Required work:
Leave out any pictures and transcribe all other data below exactly.

- - -

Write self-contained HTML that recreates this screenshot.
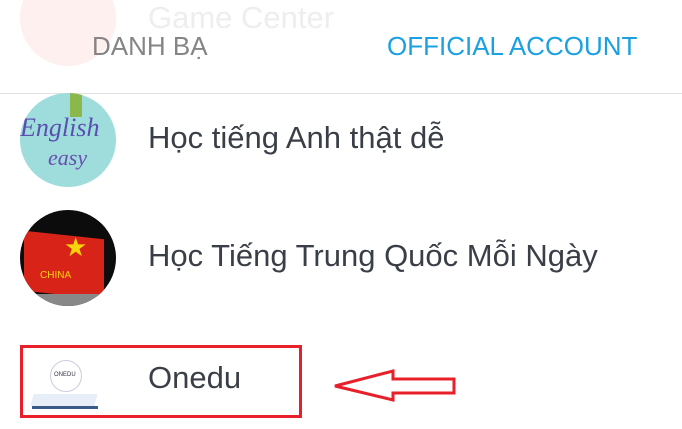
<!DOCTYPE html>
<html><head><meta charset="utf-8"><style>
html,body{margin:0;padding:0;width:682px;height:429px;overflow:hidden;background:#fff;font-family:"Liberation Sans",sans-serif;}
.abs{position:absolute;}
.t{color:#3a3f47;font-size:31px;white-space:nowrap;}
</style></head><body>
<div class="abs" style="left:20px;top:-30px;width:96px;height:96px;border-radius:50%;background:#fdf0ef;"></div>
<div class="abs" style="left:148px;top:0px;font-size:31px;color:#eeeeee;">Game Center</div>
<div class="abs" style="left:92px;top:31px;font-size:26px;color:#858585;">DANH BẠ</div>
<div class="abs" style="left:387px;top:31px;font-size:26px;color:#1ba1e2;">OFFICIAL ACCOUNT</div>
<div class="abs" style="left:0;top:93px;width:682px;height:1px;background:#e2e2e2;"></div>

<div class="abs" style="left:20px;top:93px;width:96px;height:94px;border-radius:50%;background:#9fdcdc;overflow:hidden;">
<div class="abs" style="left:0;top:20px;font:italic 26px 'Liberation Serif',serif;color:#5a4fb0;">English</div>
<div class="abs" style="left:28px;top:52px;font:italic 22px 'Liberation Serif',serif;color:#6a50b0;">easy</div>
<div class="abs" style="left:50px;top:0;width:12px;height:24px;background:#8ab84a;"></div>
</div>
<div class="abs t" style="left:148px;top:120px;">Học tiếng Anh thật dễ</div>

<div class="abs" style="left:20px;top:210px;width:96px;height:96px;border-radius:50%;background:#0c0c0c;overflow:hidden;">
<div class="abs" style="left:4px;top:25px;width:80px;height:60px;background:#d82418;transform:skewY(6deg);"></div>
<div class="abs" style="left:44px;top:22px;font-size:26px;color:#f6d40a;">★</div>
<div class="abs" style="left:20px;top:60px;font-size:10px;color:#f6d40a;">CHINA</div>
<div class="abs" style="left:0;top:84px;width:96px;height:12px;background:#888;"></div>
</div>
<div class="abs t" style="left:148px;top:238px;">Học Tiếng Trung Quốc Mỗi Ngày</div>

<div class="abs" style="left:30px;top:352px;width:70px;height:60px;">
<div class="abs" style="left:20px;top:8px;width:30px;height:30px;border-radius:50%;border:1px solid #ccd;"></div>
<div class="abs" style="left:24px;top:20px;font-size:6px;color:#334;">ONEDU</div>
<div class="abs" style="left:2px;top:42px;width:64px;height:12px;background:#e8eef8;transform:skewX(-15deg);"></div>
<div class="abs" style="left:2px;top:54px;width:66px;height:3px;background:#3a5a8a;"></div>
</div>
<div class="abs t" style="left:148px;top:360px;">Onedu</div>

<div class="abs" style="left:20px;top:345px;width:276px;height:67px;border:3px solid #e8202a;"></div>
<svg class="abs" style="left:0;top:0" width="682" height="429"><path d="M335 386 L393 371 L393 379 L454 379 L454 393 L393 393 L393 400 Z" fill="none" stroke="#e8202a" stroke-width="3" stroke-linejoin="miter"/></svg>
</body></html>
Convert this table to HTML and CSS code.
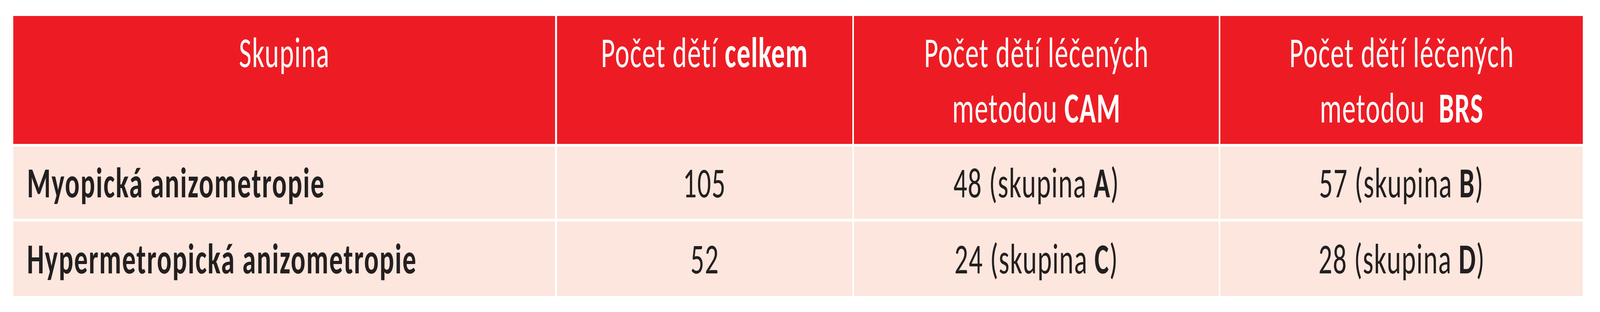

- - -

Output below:
Write self-contained HTML that recreates this screenshot.
<!DOCTYPE html>
<html><head><meta charset="utf-8"><style>
html,body{margin:0;padding:0;width:682px;height:429px;overflow:hidden;background:#fff;font-family:"Liberation Sans",sans-serif;}
.abs{position:absolute;}
.t{color:#3a3f47;font-size:31px;white-space:nowrap;}
</style></head><body>
<div class="abs" style="left:20px;top:-30px;width:96px;height:96px;border-radius:50%;background:#fdf0ef;"></div>
<div class="abs" style="left:148px;top:0px;font-size:31px;color:#eeeeee;">Game Center</div>
<div class="abs" style="left:92px;top:31px;font-size:26px;color:#858585;">DANH BẠ</div>
<div class="abs" style="left:387px;top:31px;font-size:26px;color:#1ba1e2;">OFFICIAL ACCOUNT</div>
<div class="abs" style="left:0;top:93px;width:682px;height:1px;background:#e2e2e2;"></div>

<div class="abs" style="left:20px;top:93px;width:96px;height:94px;border-radius:50%;background:#9fdcdc;overflow:hidden;">
<div class="abs" style="left:0;top:20px;font:italic 26px 'Liberation Serif',serif;color:#5a4fb0;">English</div>
<div class="abs" style="left:28px;top:52px;font:italic 22px 'Liberation Serif',serif;color:#6a50b0;">easy</div>
<div class="abs" style="left:50px;top:0;width:12px;height:24px;background:#8ab84a;"></div>
</div>
<div class="abs t" style="left:148px;top:120px;">Học tiếng Anh thật dễ</div>

<div class="abs" style="left:20px;top:210px;width:96px;height:96px;border-radius:50%;background:#0c0c0c;overflow:hidden;">
<div class="abs" style="left:4px;top:25px;width:80px;height:60px;background:#d82418;transform:skewY(6deg);"></div>
<div class="abs" style="left:44px;top:22px;font-size:26px;color:#f6d40a;">★</div>
<div class="abs" style="left:20px;top:60px;font-size:10px;color:#f6d40a;">CHINA</div>
<div class="abs" style="left:0;top:84px;width:96px;height:12px;background:#888;"></div>
</div>
<div class="abs t" style="left:148px;top:238px;">Học Tiếng Trung Quốc Mỗi Ngày</div>

<div class="abs" style="left:30px;top:352px;width:70px;height:60px;">
<div class="abs" style="left:20px;top:8px;width:30px;height:30px;border-radius:50%;border:1px solid #ccd;"></div>
<div class="abs" style="left:24px;top:20px;font-size:6px;color:#334;">ONEDU</div>
<div class="abs" style="left:2px;top:42px;width:64px;height:12px;background:#e8eef8;transform:skewX(-15deg);"></div>
<div class="abs" style="left:2px;top:54px;width:66px;height:3px;background:#3a5a8a;"></div>
</div>
<div class="abs t" style="left:148px;top:360px;">Onedu</div>

<div class="abs" style="left:20px;top:345px;width:276px;height:67px;border:3px solid #e8202a;"></div>
<svg class="abs" style="left:0;top:0" width="682" height="429"><path d="M335 386 L393 371 L393 379 L454 379 L454 393 L393 393 L393 400 Z" fill="none" stroke="#e8202a" stroke-width="3" stroke-linejoin="miter"/></svg>
</body></html>
Convert this table to HTML and CSS code.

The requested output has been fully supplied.